The task:
Copy out all lines carrying the word "React".

+ + +

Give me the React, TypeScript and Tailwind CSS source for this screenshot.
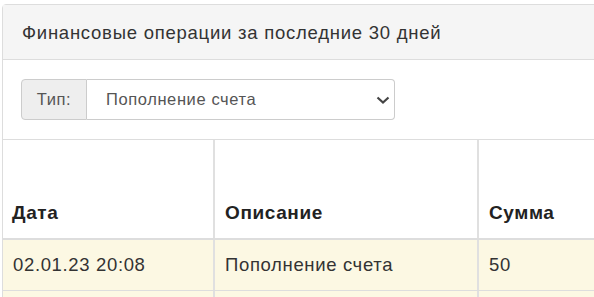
import React from 'react';

const rows = [
  { date: '02.01.23 20:08', desc: 'Пополнение счета', sum: '50' },
  { date: '28.12.22 14:31', desc: 'Пополнение счета', sum: '100' },
];

export default function App() {
  return (
    <div
      className="w-[594px] h-[297px] overflow-hidden bg-white pt-[4px] pl-[2px] text-[#333]"
      style={{ fontFamily: '"Liberation Sans", Arial, sans-serif' }}
    >
      <div className="w-[720px] border border-[#ddd] rounded-tl-[4px] bg-white">
        {/* heading */}
        <div className="h-[55px] bg-[#f5f5f5] border-b border-[#ddd] px-[19px] flex items-center pt-[1px] text-[18.5px] tracking-[0.75px]">
          Финансовые операции за последние 30 дней
        </div>

        {/* filter */}
        <div className="px-[18px] pt-[19px] pb-[19px]">
          <div className="flex h-[41px] w-[374px] text-[16.5px] tracking-[0.6px]">
            <span className="w-[66px] flex items-center justify-center bg-[#eee] border border-[#ccc] rounded-l-[4px] text-[#555]">
              Тип:
            </span>
            <div className="flex-1 flex items-center justify-between border border-l-0 border-[#ccc] rounded-r-[4px] pl-[19px] pr-[4px] text-[#555]">
              <span>Пополнение счета</span>
              <svg width="14" height="8" viewBox="0 0 14 8" className="text-[#444]">
                <path d="M1.5 1.5 L7 6.5 L12.5 1.5" fill="none" stroke="currentColor" strokeWidth="2.2" />
              </svg>
            </div>
          </div>
        </div>

        {/* table */}
        <div className="border-t border-[#ddd] text-[18.5px]">
          <div className="grid grid-cols-[212px_264px_1fr] h-[100px] border-b-2 border-[#ddd] font-bold text-[#222] text-[19px] tracking-[0.6px]">
            <div className="border-r-2 border-[#e0e0e0] pl-[9px] flex items-end pb-[11px]">Дата</div>
            <div className="border-r-2 border-[#e0e0e0] pl-[10px] flex items-end pb-[11px]">Описание</div>
            <div className="pl-[10px] flex items-end pb-[11px]">Сумма</div>
          </div>
          {rows.map((r) => (
            <div
              key={r.date}
              className="grid grid-cols-[212px_264px_1fr] h-[51px] border-b border-[#ddd] bg-[#fcf8e3] tracking-[0.65px]"
            >
              <div className="border-r-2 border-[#e0e0e0] pl-[10px] flex items-center">{r.date}</div>
              <div className="border-r-2 border-[#e0e0e0] pl-[10px] flex items-center">{r.desc}</div>
              <div className="pl-[10px] flex items-center">{r.sum}</div>
            </div>
          ))}
        </div>
      </div>
    </div>
  );
}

+ + +

Result:
Give me the React, TypeScript and Tailwind CSS source for this screenshot.
import React from 'react';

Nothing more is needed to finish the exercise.